--- DIRECTIONS ---
Every line with the string "that" should be gathered.
··········
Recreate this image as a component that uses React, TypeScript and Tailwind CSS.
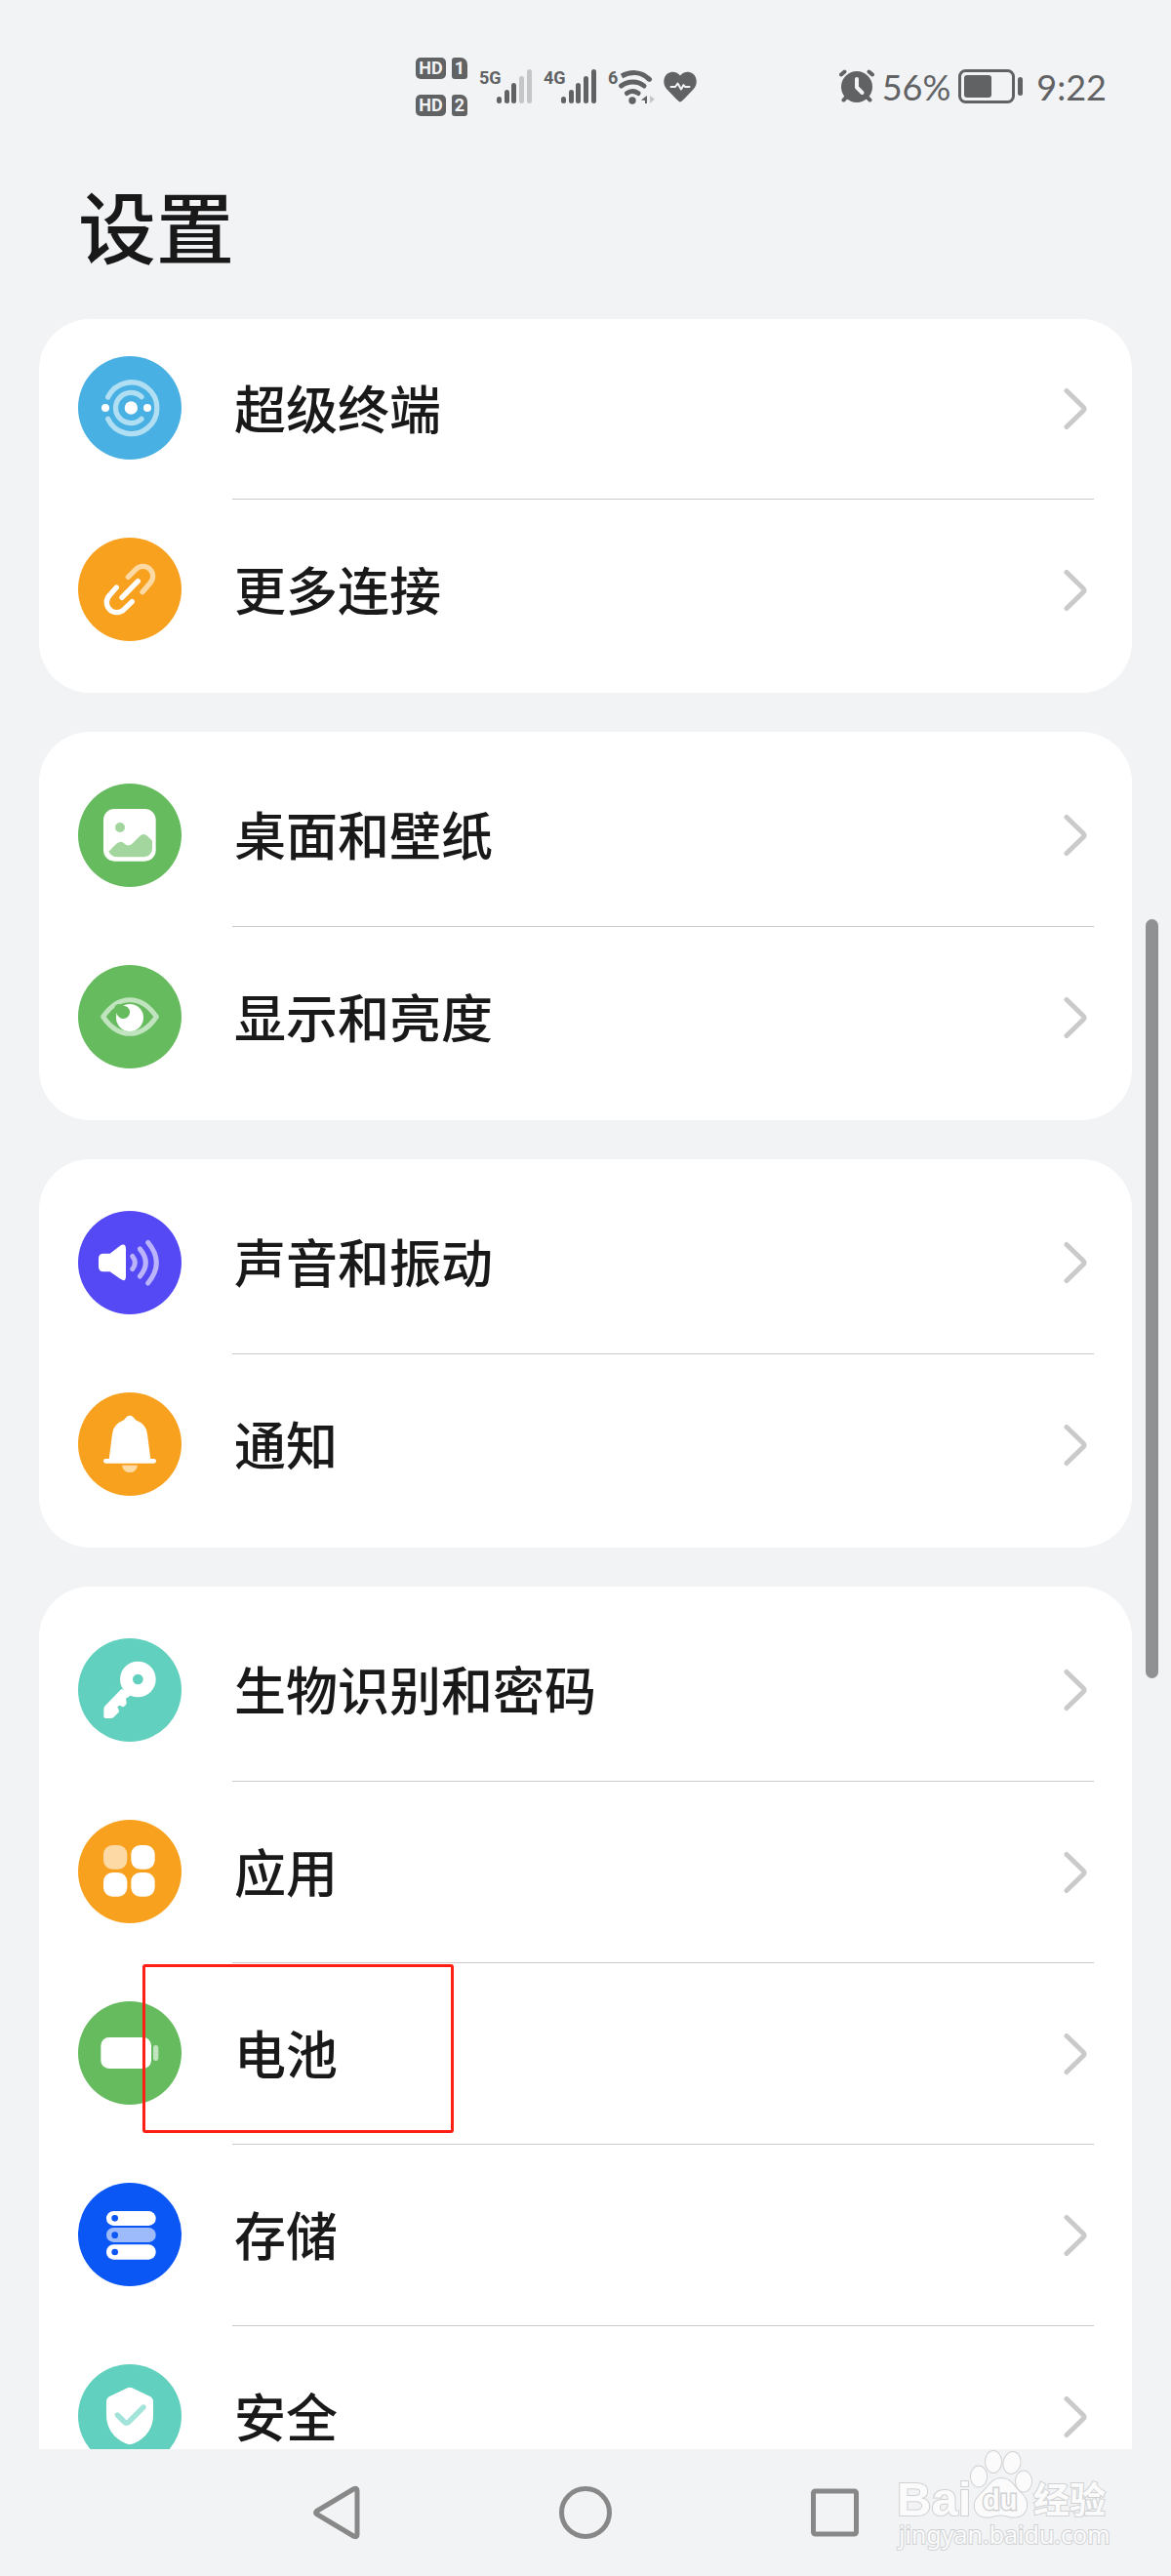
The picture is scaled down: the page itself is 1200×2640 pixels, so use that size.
import type { ReactNode } from "react";

type Item = {
  label: string;
  color: string;
  icon: ReactNode;
  marked?: boolean;
};

const stroke = {
  fill: "none",
  strokeLinecap: "round",
  strokeLinejoin: "round",
} as const;

const groups: Item[][] = [
  [
    {
      label: "超级终端",
      color: "bg-[#48b0e2]",
      icon: (
        <>
          <g {...stroke} stroke="#b0dff3" strokeWidth="16">
            <path d="M92 126A79 79 0 1 1 92 193" />
            <path d="M195 125A47 47 0 1 0 195 193" />
          </g>
          <circle cx="163" cy="159" r="20" fill="#fff" />
          <circle cx="84" cy="159" r="12" fill="#fff" />
          <circle cx="213" cy="159" r="12" fill="#fff" />
        </>
      ),
    },
    {
      label: "更多连接",
      color: "bg-[#f8a11f]",
      icon: (
        <g {...stroke} strokeWidth="16">
          <path stroke="#fdd9a3" d="M154 121L178 97A30 30 0 0 1 221 140L198 167" />
          <path stroke="#fff" d="M118 153L97 177A30 30 0 0 0 141 221L166 197" />
          <path stroke="#fff" d="M184 134L135 184" />
        </g>
      ),
    },
  ],
  [
    {
      label: "桌面和壁纸",
      color: "bg-[#65bb5d]",
      icon: (
        <>
          <rect x="78" y="78" width="161" height="161" rx="34" fill="#fff" />
          <g fill="#a3d69e">
            <circle cx="129" cy="135" r="15" />
            <path d="M94 209L116 187Q130 172 143 185Q155 196 168 184L186 165Q200 149 214 162L228 176V200Q226 223 202 226H120Q102 225 94 209Z" />
          </g>
        </>
      ),
    },
    {
      label: "显示和亮度",
      color: "bg-[#65bb5d]",
      icon: (
        <>
          <path
            {...stroke}
            stroke="#c0e4bd"
            strokeWidth="15"
            d="M77 159C100 125 130 107 159 107C188 107 218 125 241 159C218 193 188 211 159 211C130 211 100 193 77 159Z"
          />
          <circle cx="159" cy="162" r="42" fill="#fff" />
          <circle cx="139" cy="145" r="20" fill="#65bb5d" />
          <circle cx="126" cy="134" r="14" fill="#65bb5d" />
        </>
      ),
    },
  ],
  [
    {
      label: "声音和振动",
      color: "bg-[#5549f5]",
      icon: (
        <>
          <path
            fill="#fff"
            d="M78 131H98L128 108Q147 96 147 118V200Q147 222 128 208L98 187H78Q63 187 63 172V146Q63 131 78 131Z"
          />
          <g {...stroke} stroke="#bbb3fb" strokeWidth="15">
            <path d="M167 139Q183 159 167 179" />
            <path d="M190 117Q226 159 190 201" />
            <path d="M215 97Q267 159 215 222" />
          </g>
        </>
      ),
    },
    {
      label: "通知",
      color: "bg-[#f8a11f]",
      icon: (
        <>
          <path
            fill="#fff"
            d="M95 206L105 128Q108 98 141 85Q149 71 159 71Q169 71 177 85Q210 98 213 128L223 206Z"
          />
          <rect x="78" y="204" width="162" height="14" rx="7" fill="#fff" />
          <path fill="#fdd9a3" d="M135 224H183Q179 246 159 246Q139 246 135 224Z" />
        </>
      ),
    },
  ],
  [
    {
      label: "生物识别和密码",
      color: "bg-[#62d0be]",
      icon: (
        <>
          <path
            fill="#fff"
            d="M133 156L83 208Q79 212 79 218V240Q79 246 85 246H100Q106 246 110 242L125 227Q128 222 121 212Q122 206 131 207Q136 212 141 210L148 203Q151 195 147 188Q147 182 152 182L168 172Z"
          />
          <circle cx="184" cy="126" r="55" fill="#fff" />
          <circle cx="184" cy="126" r="16" fill="#62d0be" />
        </>
      ),
    },
    {
      label: "应用",
      color: "bg-[#f8a11f]",
      icon: (
        <g fill="#fff">
          <rect x="78" y="78" width="73" height="74" rx="28" fill="#fdd9a5" />
          <rect x="163" y="78" width="73" height="74" rx="28" />
          <rect x="78" y="162" width="73" height="74" rx="28" />
          <rect x="163" y="162" width="73" height="74" rx="28" />
        </g>
      ),
    },
    {
      label: "电池",
      color: "bg-[#65bb5d]",
      marked: true,
      icon: (
        <>
          <rect x="70" y="111" width="155" height="96" rx="25" fill="#fff" />
          <rect x="231" y="135" width="16" height="48" rx="8" fill="#c0e4bd" />
        </>
      ),
    },
    {
      label: "存储",
      color: "bg-[#0b57f6]",
      icon: (
        <>
          <rect x="87" y="87" width="152" height="45" rx="22" fill="#fff" />
          <rect x="87" y="138" width="152" height="45" rx="22" fill="#9dbbfb" />
          <rect x="87" y="190" width="152" height="46" rx="22" fill="#fff" />
          <g fill="#0b57f6">
            <circle cx="113" cy="109" r="10" />
            <circle cx="113" cy="161" r="10" />
            <circle cx="113" cy="213" r="10" />
          </g>
        </>
      ),
    },
    {
      label: "安全",
      color: "bg-[#62d0be]",
      icon: (
        <>
          <path
            fill="#fff"
            d="M147 75Q159 68 171 75L220 98Q231 103 231 115V155Q231 216 171 244Q159 249 147 244Q87 216 87 155V115Q87 103 98 98Z"
          />
          <path {...stroke} stroke="#a3e4da" strokeWidth="16" d="M121 156L142 177Q149 184 156 177L201 132" />
        </>
      ),
    },
  ],
];

const Signal = ({ label, level }: { label: string; level: number }) => (
  <div className="flex h-[36px] items-start">
    <span className="w-[18px] text-[18px] leading-[18px] font-bold">{label}</span>
    <svg width="36" height="36" viewBox="0 0 36 36" fill="#616264" aria-hidden="true">
      {[28, 21, 14, 7, 0].map((top, i) => (
        <rect
          key={top}
          x={[0, 8, 15, 23, 31][i]}
          y={top}
          width="5"
          height={35 - top}
          rx="2.5"
          fill={i < level ? "#616264" : "#c5c6c8"}
        />
      ))}
    </svg>
  </div>
);

const Sim = ({ n }: { n: number }) => (
  <div className="flex items-center gap-1.5 text-[#f1f3f5]">
    <span className="flex h-[22px] w-[31px] items-center justify-center rounded-[5px] bg-[#616264] text-[18px] leading-none font-bold">
      HD
    </span>
    <span className="flex h-[22px] w-[16px] items-center justify-center rounded-[3px] rounded-tr-[7px] bg-[#616264] text-[18px] leading-none font-bold">
      {n}
    </span>
  </div>
);

const StatusBar = () => (
  <div className="flex items-center pt-[59px] pr-[66px] pl-[426px] font-['Roboto',sans-serif] text-[#616264]">
    <div className="flex flex-col gap-4">
      <Sim n={1} />
      <Sim n={2} />
    </div>
    <div className="ml-3 flex items-center gap-3">
      <Signal label="5G" level={3} />
      <Signal label="4G" level={5} />
    </div>
    <div className="ml-3 flex h-[36px] items-start">
      <span className="w-[9px] text-[18px] leading-[18px] font-bold">6</span>
      <svg width="40" height="37" viewBox="0 0 40 37" aria-hidden="true">
        <g fill="none" stroke="#616264" strokeWidth="5" strokeLinecap="round">
          <path d="M5 7C14 2 25 2 33 10" strokeLinecap="butt" />
          <path d="M33 10L33.5 10.3" />
          <path d="M4.500 17C11 11.500 22 11.500 28 17" />
          <path d="M10.500 24.500Q16 20.500 22 24.500" />
        </g>
        <circle cx="16" cy="32" r="3.700" fill="#616264" />
        <path d="M25 31.500L31 27V35H29V32Z" fill="#616264" />
        <path d="M34 27L39 30.500L34 35Z" fill="#c5c6c8" />
      </svg>
    </div>
    <svg className="ml-2" width="34" height="32" viewBox="0 0 34 32" aria-hidden="true">
      <path
        fill="#616264"
        d="M17 31.500Q15.500 31 13 28.500L3 18C-1 13 -.5 6 4 2.500C8.500 -.5 14 .5 17 4.500C20 .5 25.500 -.5 30 2.500C34.500 6 35 13 31 18L21 28.500Q18.500 31 17 31.500Z"
      />
      <path
        d="M7.500 16H12L14.500 12.500L18 18.500L20.500 14L22 16H26.500"
        {...stroke}
        stroke="#f1f3f5"
        strokeWidth="2"
      />
    </svg>
    <div className="ml-auto flex items-center">
      <svg width="36" height="36" viewBox="0 0 36 36" aria-hidden="true">
        <circle cx="18" cy="18" r="16" fill="#616264" />
        <g {...stroke} stroke="#616264" strokeWidth="4">
          <path d="M2 5.500L5.500 2.500M34 5.500L30.500 2.500M7 29L4.500 31.500M29 29L31.500 31.500" />
        </g>
        <path {...stroke} stroke="#f1f3f5" strokeWidth="4" d="M18 10V18.500L23.500 24" />
      </svg>
      <span className="ml-2 font-['Lato',sans-serif] text-[36px] leading-[44px]">56%</span>
      <svg className="ml-2" width="66" height="36" viewBox="0 0 66 36" aria-hidden="true">
        <rect x="1.500" y="1.500" width="55" height="32" rx="6" fill="none" stroke="#616264" strokeWidth="3" />
        <rect x="6" y="6" width="28" height="23" rx="3" fill="#616264" />
        <rect x="61" y="8" width="5" height="19" rx="2.500" fill="#616264" />
      </svg>
      <span className="ml-3.5 font-['Lato',sans-serif] text-[36px] leading-[44px]">9:22</span>
    </div>
  </div>
);

const Chevron = () => (
  <svg className="mr-[7px] shrink-0" width="24" height="44" viewBox="0 0 24 44" aria-hidden="true">
    <path {...stroke} stroke="#cacaca" strokeWidth="5" d="M3 3.500L20 20Q22 22 20 24L3 40.500" />
  </svg>
);

const Row = ({ item, first, clipped }: { item: Item; first: boolean; clipped: boolean }) => (
  <li className="relative">
    <a href="#" className="flex pl-10">
      <span className={clipped ? "pt-[38px] pb-10" : "py-10"}>
        <span className={`block size-[106px] rounded-full ${item.color}`}>
          <svg viewBox="0 0 318 318" aria-hidden="true">
            {item.icon}
          </svg>
        </span>
      </span>
      <span
        className={`mr-[39px] ml-[52px] flex flex-1 items-center justify-between pl-0.5 ${
          first ? "" : "border-t border-[#cacaca]"
        }`}
      >
        <span className="pb-1 text-[53px] leading-[72px] font-medium">{item.label}</span>
        <Chevron />
      </span>
    </a>
    {item.marked && (
      <div className="pointer-events-none absolute top-[2px] left-[106px] h-[173px] w-[319px] rounded-[3px] border-[3px] border-[#ff1f14]" />
    )}
  </li>
);

const Watermark = () => (
  <svg
    className="pointer-events-none absolute right-[62px] bottom-[24px]"
    width="220"
    height="106"
    viewBox="0 0 220 106"
    fill="#fbfbfb"
    stroke="#d0d1d3"
    strokeWidth="2"
    aria-hidden="true"
  >
    <g style={{ paintOrder: "stroke" }}>
      <text x="1" y="68" fontFamily="Liberation Sans, sans-serif" fontSize="49" fontWeight="700">
        Bai
      </text>
      <ellipse cx="85" cy="28" rx="8" ry="10.500" />
      <ellipse cx="100" cy="13" rx="8" ry="11" />
      <ellipse cx="119" cy="14" rx="8.500" ry="11" transform="rotate(12 119 14)" />
      <ellipse cx="131" cy="33" rx="8" ry="10.500" />
      <path d="M108 30C118 30 121 38 127 44C132 48 135 53 134 60C132 68 125 71 116 69C110 67 105 67 99 69C90 71 82 68 81 60C80 52 85 48 90 43C96 37 99 30 108 30Z" />
      <text x="89" y="62" fontFamily="Liberation Sans, sans-serif" fontSize="29" fontWeight="700" strokeWidth="3">
        du
      </text>
      <text x="141" y="66" fontFamily="Noto Sans CJK SC, sans-serif" fontSize="37" fontWeight="700">
        经验
      </text>
      <text x="3" y="97" fontFamily="Noto Sans, sans-serif" fontSize="25">
        jingyan.baidu.com
      </text>
    </g>
  </svg>
);

const NavBar = () => (
  <nav className="grid h-[130px] shrink-0 grid-cols-3 place-items-center px-[18%]">
    <button type="button" aria-label="返回">
      <svg width="56" height="56" viewBox="0 0 56 56">
        <path {...stroke} stroke="#888" strokeWidth="5" d="M8.500 26.500Q6.500 28 8.500 29.500L47 52.500Q50 53.500 50 50.500V5.500Q50 2.500 47 3.500Z" />
      </svg>
    </button>
    <button type="button" aria-label="主屏幕">
      <svg width="56" height="56" viewBox="0 0 56 56">
        <circle {...stroke} cx="28" cy="28" r="24.500" stroke="#888" strokeWidth="5" />
      </svg>
    </button>
    <button type="button" aria-label="最近任务">
      <svg width="56" height="56" viewBox="0 0 56 56">
        <rect {...stroke} x="5.500" y="6" width="44" height="44" rx="2" stroke="#888" strokeWidth="5" />
      </svg>
    </button>
  </nav>
);

export default function App() {
  return (
    <div className="relative flex h-screen flex-col overflow-hidden bg-[#f1f3f5] font-['Noto_Sans_CJK_SC',sans-serif] text-[#191919]">
      <header className="shrink-0">
        <StatusBar />
        <h1 className="px-20 pt-[60px] pb-12 text-[80px] leading-[100px] font-medium">设置</h1>
      </header>

      <main className="relative min-h-0 flex-1">
        <div className="flex h-full flex-col gap-10 overflow-y-auto px-10 [scrollbar-width:none]">
          {groups.map((items, g) => (
            <ul
              key={items[0].label}
              className={`shrink-0 rounded-[52px] bg-white pb-[13px] ${g === 0 ? "" : "pt-[13px]"}`}
            >
              {items.map((item, i) => (
                <Row key={item.label} item={item} first={i === 0} clipped={g === 0 && i === 0} />
              ))}
            </ul>
          ))}
        </div>
        {/* scroll thumb */}
        <div className="absolute top-[615px] right-[13px] h-[778px] w-[13px] rounded-full bg-[#8f9193]" />
      </main>

      <NavBar />
      <Watermark />
    </div>
  );
}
··········
--- OUTPUT BELOW ---
Recreate this image as a component that uses React, TypeScript and Tailwind CSS.
The picture is scaled down: the page itself is 1200×2640 pixels, so use that size.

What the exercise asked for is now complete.